I don’t feel younger in those memories. I still feel like me – partially because I never feel like I’ve quite mastered being a grownup. I thought at some point I’d graduate from “fumbling teen” to “mature, educated adult,” wherein the knowledge of things like “how to file an insurance claim” would be downloaded directly into my brain and I would know all things.

But here I am, older, and I know nothing about insurance claims. If my house burned down, you know what I’d do?

I’d fake it.

That’s all being a grownup is.

So yes, there are days where I have a twinge in my knee and feel old, but most days my internal clock is set to around my mid-twenties, when I got out of college and entered the free-form world of jobs. I talk to my wife and my other forties friends and we all could swear we’re sorta-twenties most days until we do the math and realize that whoah, it’s been decades since then and how did that happen?

Which brings me, very roundabout, to my point.

Galia Godel has an excellent, nuanced post called It’s Time to Talk About Age Gaps – and they make some excellent points in how the dynamics of older men with younger women often don’t benefit the younger women in the long run.

But I think there’s a subtle pressure they missed, because it’s a concept that only an older person can get viscerally.

Because I was literally sitting around with friends the other day, and we were discussing dating, and they were looking at OKCupid for new partners and mentally checked the “30s and up” range for acceptable dating rounds.

Except we did math. Because we thought people in their early thirties were our age.

We’re in our late forties, creeping into fifty. There’s almost a twenty-year difference between us and people in their early thirties.

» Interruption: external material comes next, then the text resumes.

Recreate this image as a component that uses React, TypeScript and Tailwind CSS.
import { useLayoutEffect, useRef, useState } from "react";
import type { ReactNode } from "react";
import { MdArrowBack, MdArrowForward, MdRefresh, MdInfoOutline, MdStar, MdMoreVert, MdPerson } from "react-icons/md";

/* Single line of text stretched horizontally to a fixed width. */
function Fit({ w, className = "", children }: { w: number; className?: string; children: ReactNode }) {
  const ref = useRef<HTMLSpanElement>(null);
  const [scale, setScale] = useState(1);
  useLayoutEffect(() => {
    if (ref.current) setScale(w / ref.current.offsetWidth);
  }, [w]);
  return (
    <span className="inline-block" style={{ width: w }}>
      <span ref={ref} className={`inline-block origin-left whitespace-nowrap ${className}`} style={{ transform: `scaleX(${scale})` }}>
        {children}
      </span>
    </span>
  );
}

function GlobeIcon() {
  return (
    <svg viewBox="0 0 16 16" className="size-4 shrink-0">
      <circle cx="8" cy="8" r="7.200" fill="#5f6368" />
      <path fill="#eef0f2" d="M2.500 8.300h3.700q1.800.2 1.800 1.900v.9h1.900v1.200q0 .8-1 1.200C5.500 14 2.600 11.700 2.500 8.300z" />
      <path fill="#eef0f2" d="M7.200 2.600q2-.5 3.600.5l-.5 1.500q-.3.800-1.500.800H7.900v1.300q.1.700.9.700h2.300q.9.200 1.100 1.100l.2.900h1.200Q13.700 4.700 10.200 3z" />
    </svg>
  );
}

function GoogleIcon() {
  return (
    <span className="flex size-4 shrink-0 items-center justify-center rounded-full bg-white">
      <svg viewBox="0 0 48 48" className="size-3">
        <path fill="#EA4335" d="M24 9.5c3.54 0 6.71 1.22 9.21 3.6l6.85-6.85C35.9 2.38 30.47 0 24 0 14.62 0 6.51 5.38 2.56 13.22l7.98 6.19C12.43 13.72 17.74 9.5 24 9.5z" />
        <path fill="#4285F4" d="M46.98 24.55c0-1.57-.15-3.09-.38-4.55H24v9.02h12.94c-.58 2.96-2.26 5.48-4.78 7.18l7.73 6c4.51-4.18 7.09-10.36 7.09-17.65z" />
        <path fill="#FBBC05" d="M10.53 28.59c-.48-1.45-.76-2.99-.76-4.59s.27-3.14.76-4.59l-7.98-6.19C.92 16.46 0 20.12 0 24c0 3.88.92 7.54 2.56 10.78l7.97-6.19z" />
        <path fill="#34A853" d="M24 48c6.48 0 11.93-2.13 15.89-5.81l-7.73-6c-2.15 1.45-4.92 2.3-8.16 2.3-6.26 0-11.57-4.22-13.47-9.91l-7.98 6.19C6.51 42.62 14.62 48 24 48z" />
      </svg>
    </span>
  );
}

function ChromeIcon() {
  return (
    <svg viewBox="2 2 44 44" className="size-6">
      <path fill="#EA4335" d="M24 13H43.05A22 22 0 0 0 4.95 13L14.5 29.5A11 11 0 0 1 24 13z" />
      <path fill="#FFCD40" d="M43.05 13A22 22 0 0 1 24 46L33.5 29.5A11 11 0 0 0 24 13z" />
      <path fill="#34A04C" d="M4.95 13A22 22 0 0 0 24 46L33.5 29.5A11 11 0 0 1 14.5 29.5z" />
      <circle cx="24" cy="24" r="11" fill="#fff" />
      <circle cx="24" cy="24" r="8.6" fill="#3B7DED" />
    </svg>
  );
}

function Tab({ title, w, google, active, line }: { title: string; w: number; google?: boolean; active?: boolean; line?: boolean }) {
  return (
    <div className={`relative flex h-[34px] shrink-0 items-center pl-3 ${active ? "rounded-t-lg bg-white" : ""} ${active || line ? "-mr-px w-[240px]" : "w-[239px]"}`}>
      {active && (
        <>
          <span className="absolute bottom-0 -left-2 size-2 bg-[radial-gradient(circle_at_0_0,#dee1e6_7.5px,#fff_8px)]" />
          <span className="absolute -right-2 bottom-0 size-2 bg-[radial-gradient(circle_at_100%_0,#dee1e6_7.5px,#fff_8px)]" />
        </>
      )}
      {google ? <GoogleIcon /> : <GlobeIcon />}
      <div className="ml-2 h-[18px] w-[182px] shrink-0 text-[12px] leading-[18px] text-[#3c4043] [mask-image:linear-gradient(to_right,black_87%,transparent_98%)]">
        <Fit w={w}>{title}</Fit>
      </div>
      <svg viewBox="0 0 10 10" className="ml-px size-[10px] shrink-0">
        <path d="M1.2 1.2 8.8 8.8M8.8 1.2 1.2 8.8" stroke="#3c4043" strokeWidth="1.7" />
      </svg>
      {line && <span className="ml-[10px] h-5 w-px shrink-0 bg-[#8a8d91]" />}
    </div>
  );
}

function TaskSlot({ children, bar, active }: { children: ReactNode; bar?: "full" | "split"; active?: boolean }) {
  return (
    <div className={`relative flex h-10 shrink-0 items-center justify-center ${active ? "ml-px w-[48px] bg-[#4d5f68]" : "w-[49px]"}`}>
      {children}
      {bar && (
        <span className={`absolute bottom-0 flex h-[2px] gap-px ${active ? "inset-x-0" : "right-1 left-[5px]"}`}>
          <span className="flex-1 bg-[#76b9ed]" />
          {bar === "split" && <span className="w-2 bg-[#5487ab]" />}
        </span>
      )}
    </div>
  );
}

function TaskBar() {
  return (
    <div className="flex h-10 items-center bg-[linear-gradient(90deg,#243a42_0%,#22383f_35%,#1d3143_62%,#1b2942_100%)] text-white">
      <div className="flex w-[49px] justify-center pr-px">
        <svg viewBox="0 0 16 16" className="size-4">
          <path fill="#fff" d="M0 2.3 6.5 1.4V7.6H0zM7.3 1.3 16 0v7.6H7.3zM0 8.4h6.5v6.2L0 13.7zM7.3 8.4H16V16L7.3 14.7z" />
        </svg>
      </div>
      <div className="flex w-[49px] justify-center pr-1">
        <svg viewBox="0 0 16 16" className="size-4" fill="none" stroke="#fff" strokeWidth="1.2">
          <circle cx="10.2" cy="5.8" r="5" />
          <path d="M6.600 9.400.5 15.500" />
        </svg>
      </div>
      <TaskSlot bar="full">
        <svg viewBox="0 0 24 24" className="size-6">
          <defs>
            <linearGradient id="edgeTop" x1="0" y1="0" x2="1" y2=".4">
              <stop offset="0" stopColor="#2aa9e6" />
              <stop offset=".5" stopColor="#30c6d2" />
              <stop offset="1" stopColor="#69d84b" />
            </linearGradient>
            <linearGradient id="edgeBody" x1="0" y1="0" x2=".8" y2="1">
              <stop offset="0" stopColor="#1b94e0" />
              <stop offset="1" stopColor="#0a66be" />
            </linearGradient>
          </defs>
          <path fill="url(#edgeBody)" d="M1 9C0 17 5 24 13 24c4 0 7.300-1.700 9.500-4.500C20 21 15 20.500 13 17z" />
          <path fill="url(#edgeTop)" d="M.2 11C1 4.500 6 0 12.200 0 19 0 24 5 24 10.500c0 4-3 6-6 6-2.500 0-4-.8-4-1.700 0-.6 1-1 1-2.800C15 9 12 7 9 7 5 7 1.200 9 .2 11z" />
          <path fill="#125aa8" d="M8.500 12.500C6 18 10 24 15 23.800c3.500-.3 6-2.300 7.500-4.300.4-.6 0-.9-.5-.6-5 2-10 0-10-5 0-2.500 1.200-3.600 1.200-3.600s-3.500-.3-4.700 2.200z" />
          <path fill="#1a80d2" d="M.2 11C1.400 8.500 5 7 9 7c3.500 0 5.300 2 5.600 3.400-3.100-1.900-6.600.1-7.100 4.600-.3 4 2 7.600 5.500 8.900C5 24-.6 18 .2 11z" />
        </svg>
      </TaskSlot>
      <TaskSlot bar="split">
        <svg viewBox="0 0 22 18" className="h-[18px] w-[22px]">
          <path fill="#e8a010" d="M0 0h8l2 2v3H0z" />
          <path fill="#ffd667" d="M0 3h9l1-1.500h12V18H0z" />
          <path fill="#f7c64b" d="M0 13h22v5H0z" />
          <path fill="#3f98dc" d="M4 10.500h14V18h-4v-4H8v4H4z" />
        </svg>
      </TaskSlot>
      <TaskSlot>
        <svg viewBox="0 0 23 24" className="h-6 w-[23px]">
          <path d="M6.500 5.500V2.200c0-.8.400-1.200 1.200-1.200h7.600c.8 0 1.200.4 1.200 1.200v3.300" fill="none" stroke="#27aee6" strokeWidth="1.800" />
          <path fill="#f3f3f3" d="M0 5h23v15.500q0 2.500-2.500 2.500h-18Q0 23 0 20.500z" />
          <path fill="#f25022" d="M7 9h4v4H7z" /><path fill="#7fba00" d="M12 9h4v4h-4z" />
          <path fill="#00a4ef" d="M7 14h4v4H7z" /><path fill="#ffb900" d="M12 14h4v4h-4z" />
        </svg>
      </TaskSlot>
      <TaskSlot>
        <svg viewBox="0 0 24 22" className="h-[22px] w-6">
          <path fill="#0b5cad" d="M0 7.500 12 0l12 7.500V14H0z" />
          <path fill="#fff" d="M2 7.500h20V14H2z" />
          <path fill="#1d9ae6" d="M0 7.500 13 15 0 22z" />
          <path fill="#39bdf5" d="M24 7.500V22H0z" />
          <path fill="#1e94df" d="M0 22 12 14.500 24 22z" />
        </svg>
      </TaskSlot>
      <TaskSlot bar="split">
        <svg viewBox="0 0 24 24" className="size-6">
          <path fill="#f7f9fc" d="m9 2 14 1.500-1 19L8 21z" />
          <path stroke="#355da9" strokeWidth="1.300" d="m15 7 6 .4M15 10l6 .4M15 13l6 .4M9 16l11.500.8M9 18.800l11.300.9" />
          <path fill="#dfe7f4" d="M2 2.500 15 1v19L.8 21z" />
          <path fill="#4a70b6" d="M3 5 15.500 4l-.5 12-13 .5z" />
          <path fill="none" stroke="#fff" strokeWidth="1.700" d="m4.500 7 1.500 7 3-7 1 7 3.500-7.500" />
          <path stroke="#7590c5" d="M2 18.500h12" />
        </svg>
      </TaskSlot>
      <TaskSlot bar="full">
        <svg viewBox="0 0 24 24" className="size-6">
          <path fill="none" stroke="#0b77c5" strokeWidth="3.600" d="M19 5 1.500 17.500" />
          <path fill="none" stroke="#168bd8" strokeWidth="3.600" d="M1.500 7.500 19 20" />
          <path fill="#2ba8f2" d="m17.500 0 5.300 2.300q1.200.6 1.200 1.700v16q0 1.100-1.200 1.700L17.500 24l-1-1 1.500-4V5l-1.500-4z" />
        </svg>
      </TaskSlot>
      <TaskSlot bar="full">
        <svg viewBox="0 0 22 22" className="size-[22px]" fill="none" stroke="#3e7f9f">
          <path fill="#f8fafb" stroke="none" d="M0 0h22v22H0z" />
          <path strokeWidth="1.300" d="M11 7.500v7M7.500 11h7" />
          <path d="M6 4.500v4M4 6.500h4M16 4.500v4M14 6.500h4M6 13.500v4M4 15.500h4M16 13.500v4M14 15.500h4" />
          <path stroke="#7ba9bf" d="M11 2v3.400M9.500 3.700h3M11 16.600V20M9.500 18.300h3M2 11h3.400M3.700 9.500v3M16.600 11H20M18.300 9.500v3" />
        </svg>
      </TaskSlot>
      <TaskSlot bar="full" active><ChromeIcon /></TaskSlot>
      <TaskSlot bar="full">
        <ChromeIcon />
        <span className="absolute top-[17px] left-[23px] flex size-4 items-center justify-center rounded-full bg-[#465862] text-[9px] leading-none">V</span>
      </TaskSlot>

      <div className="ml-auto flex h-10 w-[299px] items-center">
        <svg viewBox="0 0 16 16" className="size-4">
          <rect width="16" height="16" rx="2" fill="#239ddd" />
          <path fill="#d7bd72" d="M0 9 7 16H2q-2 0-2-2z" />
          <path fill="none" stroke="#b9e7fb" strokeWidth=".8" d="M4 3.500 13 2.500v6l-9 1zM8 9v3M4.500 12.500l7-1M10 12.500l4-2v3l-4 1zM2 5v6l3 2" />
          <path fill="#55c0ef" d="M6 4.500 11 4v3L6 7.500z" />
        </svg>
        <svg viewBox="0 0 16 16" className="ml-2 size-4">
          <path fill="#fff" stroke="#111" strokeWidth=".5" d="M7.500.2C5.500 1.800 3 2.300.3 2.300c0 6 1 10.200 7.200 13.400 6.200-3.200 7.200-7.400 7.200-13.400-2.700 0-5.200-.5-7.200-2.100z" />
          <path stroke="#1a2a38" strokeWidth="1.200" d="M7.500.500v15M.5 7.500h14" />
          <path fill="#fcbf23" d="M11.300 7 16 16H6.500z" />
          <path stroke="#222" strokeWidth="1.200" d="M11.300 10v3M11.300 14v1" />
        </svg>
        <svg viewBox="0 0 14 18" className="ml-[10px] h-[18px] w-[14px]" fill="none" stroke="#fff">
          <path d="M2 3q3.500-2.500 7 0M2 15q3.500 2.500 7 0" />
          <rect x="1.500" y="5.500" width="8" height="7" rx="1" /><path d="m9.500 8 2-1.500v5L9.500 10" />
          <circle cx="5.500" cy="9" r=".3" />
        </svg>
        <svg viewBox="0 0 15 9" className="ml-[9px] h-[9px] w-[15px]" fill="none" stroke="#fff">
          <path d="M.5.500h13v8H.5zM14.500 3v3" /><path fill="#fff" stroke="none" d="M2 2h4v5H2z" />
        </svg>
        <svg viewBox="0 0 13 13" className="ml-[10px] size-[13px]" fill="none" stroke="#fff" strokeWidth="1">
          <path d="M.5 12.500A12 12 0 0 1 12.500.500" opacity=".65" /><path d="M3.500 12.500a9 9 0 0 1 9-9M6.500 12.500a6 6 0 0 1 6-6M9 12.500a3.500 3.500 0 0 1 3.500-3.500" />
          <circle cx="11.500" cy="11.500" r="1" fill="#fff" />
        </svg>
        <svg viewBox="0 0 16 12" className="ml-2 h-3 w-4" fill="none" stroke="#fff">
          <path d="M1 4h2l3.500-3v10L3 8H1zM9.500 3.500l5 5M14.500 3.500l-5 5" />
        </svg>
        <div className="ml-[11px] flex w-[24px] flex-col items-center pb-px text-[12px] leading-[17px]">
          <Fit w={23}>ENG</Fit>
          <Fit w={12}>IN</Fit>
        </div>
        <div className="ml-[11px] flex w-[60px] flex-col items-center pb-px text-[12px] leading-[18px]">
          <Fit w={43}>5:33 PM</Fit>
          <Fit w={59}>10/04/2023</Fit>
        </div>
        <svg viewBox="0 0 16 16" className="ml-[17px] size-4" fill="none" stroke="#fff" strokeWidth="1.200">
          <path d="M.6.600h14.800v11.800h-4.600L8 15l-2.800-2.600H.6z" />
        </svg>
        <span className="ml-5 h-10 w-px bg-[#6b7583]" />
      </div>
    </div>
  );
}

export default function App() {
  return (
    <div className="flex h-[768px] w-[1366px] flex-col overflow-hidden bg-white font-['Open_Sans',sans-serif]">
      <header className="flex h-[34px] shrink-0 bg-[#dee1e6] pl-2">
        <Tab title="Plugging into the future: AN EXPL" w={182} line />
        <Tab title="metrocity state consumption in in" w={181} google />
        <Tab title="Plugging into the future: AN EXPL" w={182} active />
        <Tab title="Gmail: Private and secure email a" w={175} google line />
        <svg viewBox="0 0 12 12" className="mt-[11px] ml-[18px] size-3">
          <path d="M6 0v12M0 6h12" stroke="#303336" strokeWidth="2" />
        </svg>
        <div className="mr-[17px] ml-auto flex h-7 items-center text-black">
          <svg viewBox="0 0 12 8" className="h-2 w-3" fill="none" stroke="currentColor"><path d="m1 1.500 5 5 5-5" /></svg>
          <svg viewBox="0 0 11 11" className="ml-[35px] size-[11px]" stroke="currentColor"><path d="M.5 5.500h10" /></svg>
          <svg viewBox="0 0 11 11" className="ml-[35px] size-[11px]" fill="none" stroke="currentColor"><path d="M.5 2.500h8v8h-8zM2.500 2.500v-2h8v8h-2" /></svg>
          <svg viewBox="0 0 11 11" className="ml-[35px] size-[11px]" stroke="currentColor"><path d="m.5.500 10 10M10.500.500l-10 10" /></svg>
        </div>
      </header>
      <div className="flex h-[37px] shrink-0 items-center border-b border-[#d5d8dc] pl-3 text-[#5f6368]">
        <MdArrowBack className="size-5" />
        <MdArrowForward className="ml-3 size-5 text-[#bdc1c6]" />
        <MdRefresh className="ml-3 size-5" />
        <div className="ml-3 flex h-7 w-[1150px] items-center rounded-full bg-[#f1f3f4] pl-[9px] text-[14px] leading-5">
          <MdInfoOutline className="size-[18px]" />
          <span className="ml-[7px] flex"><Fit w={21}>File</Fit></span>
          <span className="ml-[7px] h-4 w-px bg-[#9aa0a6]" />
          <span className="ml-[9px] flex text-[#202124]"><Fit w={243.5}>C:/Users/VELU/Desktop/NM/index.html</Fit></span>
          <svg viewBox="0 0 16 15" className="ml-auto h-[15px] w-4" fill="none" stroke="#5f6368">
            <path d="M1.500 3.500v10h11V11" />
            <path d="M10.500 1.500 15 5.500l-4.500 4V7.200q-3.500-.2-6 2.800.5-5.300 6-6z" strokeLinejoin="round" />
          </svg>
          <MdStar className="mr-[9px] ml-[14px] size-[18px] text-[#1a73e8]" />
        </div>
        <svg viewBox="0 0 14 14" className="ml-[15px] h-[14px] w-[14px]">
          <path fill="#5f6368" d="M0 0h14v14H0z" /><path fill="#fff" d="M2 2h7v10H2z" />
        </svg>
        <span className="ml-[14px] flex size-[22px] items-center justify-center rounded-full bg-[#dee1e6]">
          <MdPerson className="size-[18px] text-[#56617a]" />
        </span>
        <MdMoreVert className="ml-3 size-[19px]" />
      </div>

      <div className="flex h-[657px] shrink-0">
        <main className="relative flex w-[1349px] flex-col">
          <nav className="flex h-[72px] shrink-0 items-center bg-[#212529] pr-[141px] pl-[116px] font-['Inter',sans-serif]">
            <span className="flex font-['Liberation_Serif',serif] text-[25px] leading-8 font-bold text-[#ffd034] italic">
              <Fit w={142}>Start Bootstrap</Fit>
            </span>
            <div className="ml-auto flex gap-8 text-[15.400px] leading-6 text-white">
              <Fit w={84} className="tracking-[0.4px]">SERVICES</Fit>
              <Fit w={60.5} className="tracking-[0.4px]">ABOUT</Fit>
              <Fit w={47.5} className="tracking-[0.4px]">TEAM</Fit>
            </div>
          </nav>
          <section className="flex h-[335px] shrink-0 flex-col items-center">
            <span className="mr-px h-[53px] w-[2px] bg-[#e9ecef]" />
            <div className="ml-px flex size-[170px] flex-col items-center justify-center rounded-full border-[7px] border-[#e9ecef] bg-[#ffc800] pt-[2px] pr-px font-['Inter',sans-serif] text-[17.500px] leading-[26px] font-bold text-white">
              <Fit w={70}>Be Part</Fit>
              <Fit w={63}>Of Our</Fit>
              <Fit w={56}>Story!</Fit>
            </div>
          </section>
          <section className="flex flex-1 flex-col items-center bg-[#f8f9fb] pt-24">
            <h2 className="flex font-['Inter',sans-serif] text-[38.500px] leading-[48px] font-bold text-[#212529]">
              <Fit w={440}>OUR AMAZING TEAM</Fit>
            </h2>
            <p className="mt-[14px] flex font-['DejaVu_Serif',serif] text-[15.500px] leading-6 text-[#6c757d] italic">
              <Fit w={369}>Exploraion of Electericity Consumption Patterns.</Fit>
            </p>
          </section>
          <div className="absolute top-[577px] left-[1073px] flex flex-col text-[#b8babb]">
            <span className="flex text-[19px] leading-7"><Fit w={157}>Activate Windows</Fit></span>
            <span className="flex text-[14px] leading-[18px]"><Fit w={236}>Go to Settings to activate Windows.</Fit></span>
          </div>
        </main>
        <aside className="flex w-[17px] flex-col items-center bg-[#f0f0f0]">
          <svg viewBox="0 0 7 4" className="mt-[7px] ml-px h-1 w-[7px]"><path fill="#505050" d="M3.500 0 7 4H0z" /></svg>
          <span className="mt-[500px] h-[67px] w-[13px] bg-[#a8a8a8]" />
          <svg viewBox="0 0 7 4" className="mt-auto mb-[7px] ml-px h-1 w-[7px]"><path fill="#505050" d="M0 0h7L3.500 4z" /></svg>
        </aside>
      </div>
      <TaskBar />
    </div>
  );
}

But we had to stop and do the math to make that happen, because we fucking forgot. Internally, that seems unreal to us because it took fucking forever for us to get to thirty, and here we are in our fifties, and it doesn’t seem that long ago.

(Or, in the case of my wife – because I married a woman eleven years older than I am – someone who’s turning sixty this year.)

And we are baffled because what the fuck, when did that age gap creep in?

Now, don’t get me wrong. There are people who have had their lives clearly demarcated by life, particularly people who got out of school and then promptly had children so their entire lives have been marked by one grade or another. And there are definitely dudes who feel the specter of gray coming on, and decide to find a younger woman to convince them that they’re not old.

And oh my God are there are dudes who seek out younger partners who are inexperienced in order to take advantage of them. That’s endemic (and not confined to age, because there’s fortysomething novices coming into the scene who have also been manipulated).

There are definitely people who feel that distance, and seek it out for various reasons, most of which can be negative.

But for me, and for a lot of my older friends, sometimes we’ll be at a convention and we’ll be flirting and we’ll just connect with someone. And we won’t realize there is a significant age gap because this person and I are getting each other’s jokes and there’s a pretty person touching our arm and internally, we’re not looking at a grizzled dude with a salt-and-pepper mustache, we’re looking at someone we find attractive.

(Just as my wife and I – again, eleven years separated – don’t feel that distance until we do the math.)

And it all feels very natural to us because internally, we don’t feel that this is An Almost Fifty-Year-Old Guy flirting with Someone Who Is Under Half His Age, but two people connecting in a natural and organic way.

Except.

Except.

It’s your job to do the math, man.

Because just because you’re not aware of the dynamics doesn’t mean they don’t exist, and Galia (whose piece you really should read) outlines the reasons why an older man in particular can often be appealing to someone who’s younger. You’re often benefiting from things that only life experience can give you, but that also means you can transparently, and accidentally, give people the wrong impression about what you can deliver.

If you’re a caring and considerate person, it’s your job to do the math. To be aware of those invisible dynamics, and to think about what sorts of harm those dynamics might do to someone.

This isn’t to say that you don’t flirt, of course, or that you never have a relationship with someone younger. As both I and Galia have stressed, it’s not automatically bad to have an age gap. Some of those dynamics work out fine.

(In part because age does not equal experience; there’s some fifty-five year old “mistresses” who have been making the same mistake for forty years, and some twenty-three year old submissives whose instincts make them inherently smarter than I am. As mentioned, the primary skill of “being a grownup” involves “faking it when you don’t know better,” and some so-called “grownups” never mastered the relevant skills. So anyone who says that a fifty-year-old man automatically knows more than a twenty-five-year-old man has consistently met all the wrong men.)

But I like to think that these dynamics work because the people went into it thoughtfully, and pondered on some level how to counteract the negative influences that can result, and not to just LEEEEROY JENKINS charge their way into every cute thing that crosses their path.

Because if they are attracted to you in part because you’re the more experienced one, then be the more experienced one. Be responsible. Be considerate. Be knowledgeable about what taking this flirtation to the next level might mean in the long run.

You may not feel that age gap internally, not consistently. But you don’t consistently notice gravity, either, until you trip and fall.

Try not to let anyone fall through that gap, is all I’m saying here.

2 Comments

  1. Anonymous Alex
    Mar 19, 2018

    I’ve been having a lot of those sorts of you-need-to-d0-the-math moments, lately. A benign example: I saw a commercial for the “Roseanne” revival that pointed out that the original show started 30 years ago. Had to stop and do that math.

    I am assured by my parents (who are, of course, considerably older than I am) that this does not get any better later in life. You still feel like a 20-30-ish year old person, but the gap between that and reality just gets wider.

    -Alex

    • Deep Blue Chris
      Mar 21, 2018

      My mom used to say she “never got past 17 in her head”, which made no sense to me until I was well into my 40s. (I think in my 20s and early 30s I could still remember the reality of 17 and notice the difference. Now it’s more blurry and it all just feels like “me” all the way back.)